The students in my school who are genuinely empathetic and compassionate are the ones who are interested in community service and yes, they tend to be more politically correct. (They tend to be deeply Christian AND highly liberal, which the most self-involved kids are Christmas-and-aster churchgoers from conservative families, which defies some stereotypes about liberals and conservatives.)

In short, I think you hew too closely to the typical left vs. right paradigm in your analysis. Certainly, the Left pushed the self-esteem culture, which may have helped these kids become so self-involved, but the right-wing idea that business can do no wrong unfairly exempts them from responsibility. They helped create this monster by encouraging kids to feed their greed and pay no attention to the fact that others around them are less fortunate.

It's also unfair to say that political correctness teaches people to be intolerant of differing viewpoints. Political correctness teaches us to be intolerant of OTHER intolerant viewpoints like racism and sexism.

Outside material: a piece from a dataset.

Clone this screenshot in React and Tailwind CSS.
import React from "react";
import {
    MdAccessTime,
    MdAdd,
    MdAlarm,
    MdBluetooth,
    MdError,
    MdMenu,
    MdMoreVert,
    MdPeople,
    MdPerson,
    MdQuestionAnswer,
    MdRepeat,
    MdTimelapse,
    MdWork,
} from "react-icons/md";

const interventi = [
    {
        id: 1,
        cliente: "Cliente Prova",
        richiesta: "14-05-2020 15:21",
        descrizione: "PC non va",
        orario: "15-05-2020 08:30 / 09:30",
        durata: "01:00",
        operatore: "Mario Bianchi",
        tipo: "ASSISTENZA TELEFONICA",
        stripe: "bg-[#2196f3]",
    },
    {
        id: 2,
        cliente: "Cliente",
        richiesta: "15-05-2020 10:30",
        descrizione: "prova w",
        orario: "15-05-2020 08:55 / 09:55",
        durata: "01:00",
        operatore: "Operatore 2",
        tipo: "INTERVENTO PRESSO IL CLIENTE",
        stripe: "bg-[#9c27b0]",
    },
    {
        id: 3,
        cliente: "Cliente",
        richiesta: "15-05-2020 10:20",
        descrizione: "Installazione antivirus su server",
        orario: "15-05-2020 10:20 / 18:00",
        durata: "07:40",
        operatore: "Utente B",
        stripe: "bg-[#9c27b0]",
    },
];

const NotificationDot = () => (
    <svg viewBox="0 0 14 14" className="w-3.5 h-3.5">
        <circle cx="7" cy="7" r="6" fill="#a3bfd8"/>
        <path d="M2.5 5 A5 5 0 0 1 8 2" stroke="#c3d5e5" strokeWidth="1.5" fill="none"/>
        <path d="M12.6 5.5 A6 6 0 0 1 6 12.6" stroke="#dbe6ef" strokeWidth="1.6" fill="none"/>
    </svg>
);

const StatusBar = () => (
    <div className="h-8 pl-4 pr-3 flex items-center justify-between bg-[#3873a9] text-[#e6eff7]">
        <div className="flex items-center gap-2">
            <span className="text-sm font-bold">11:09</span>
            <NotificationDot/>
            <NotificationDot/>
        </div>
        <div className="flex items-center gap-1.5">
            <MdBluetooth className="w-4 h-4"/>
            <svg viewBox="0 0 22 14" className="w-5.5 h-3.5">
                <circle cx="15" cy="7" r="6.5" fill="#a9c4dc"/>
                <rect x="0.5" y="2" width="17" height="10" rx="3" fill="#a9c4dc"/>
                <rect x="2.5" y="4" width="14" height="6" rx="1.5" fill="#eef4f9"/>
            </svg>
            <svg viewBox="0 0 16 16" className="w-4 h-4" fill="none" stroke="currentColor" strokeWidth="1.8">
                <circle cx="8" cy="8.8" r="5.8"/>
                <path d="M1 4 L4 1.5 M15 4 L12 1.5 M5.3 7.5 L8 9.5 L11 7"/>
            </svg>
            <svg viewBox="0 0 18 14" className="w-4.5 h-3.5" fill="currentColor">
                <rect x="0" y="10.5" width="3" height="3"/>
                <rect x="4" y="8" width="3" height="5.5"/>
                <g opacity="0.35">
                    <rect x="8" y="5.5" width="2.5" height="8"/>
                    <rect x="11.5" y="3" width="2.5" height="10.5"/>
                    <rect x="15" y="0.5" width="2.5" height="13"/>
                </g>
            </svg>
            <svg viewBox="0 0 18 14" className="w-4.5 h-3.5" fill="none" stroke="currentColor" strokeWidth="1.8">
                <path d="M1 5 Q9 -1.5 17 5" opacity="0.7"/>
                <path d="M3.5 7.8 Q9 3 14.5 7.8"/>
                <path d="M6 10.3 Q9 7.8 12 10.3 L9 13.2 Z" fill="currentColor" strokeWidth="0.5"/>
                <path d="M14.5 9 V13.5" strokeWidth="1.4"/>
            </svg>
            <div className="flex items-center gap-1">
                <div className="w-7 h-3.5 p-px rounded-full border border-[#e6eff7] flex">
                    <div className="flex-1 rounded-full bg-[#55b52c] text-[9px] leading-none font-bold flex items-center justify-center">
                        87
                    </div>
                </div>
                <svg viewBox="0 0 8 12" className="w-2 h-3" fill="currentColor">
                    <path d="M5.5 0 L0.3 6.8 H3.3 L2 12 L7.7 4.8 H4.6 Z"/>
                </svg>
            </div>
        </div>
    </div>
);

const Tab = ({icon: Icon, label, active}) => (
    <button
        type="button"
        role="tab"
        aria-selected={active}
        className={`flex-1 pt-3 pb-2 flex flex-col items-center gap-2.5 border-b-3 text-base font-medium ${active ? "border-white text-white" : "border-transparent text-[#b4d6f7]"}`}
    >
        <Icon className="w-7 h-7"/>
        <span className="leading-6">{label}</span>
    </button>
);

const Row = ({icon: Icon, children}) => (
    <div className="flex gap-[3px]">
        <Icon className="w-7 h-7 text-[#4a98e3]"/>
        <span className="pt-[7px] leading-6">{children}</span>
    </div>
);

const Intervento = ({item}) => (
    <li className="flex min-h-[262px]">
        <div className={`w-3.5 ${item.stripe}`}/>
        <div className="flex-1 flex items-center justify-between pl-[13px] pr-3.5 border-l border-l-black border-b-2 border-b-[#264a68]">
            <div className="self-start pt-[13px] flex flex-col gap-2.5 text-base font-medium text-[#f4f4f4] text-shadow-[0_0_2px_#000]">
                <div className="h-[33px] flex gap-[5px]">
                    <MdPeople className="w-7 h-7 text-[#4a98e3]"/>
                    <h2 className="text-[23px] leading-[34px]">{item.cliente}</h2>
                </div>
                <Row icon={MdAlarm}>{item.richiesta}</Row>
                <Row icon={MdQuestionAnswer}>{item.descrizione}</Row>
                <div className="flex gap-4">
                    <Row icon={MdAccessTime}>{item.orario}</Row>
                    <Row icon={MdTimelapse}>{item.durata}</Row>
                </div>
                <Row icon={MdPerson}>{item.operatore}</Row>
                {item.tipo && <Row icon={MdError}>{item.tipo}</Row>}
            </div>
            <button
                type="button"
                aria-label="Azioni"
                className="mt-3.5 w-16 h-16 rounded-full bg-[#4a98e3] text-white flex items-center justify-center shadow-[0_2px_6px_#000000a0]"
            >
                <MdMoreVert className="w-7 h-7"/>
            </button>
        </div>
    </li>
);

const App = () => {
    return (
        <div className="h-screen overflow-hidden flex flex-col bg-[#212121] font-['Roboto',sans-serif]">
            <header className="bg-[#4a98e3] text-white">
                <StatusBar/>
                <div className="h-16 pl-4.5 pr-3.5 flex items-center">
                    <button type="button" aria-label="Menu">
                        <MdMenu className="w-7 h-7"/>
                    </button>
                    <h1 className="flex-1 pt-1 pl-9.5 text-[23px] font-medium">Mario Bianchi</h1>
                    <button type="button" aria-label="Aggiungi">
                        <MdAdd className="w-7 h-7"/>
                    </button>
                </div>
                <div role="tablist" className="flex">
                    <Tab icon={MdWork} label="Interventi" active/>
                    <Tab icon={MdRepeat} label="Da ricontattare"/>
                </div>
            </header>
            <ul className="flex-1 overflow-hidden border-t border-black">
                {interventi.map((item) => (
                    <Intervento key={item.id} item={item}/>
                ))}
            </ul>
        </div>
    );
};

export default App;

This doesn't mean political correctness is a good thing, only that the issue is a lot more complex than your one-sided analysis suggests.


The lack of empathy among today's youth is a serious problem, threatening our society's cohesion. This kind of lazy partisan analysis will not help us diagnose or alleviate the problem. What will? My suggestions:
1. "Liberal" idea: Get kids back into reading. As a poster here correctly notes, reading fiction promotes empathy by allowing readers to see the world through different eyes. There are a lot of theories about how to do this, but I think ditching the "conservative" emphasis
2. "Conservative" idea: Revive the family. Too many parents use money as a substitute for love and television as a substitute for moral guidance. I think it is fair to blame some "liberals" for helping to undermine the fundamental idea of the nuclear family; we need to reverse that if we are going to produce students who are full human beings instead of consumption machines.

Anyway, hope this promotes some discussion and debate that is a little less stultified by cheap partisan point-scoring.

10:48 AM, June 03, 2010  
Blogger Dr.Alistair said...

trey, you are truly lucky. my baptist friend who happens to be the realtor who found my ex and i our last house, told me that he doesn`t help clients on moving day.

the blurring of the client/friend boundary is indicative of borderline personality type.

don, i`m a pattern recognition type bordering on the savant (in psyschological jargon) commonly known as an artist, so, the triangulation in discussion has been obvious to me since i was quite young and was explained clinically by dr.eric berne in his published works on transactional analysis.

the self is a great teacher. inside of all of us is the greatest of the good and of the bad.

once we see this we can make real choices.

otherwise we are flinging shit.

2:19 PM, June 03, 2010  
Blogger TMink said...

Doc, I think I am blessed, but I am quite thankful for it!

One of the problems with PC indoctrination is that it teaches that GROUPS are victimized. The usual suspects, women, blacks and Hispanics. Whites and Asians need not apply.

There is no emphasis on individual pain, just the pain of groups agrieved by white male privilege.

So empathy is reduced to nebulous group think instead of an accurate understanding of how someone else actually feels.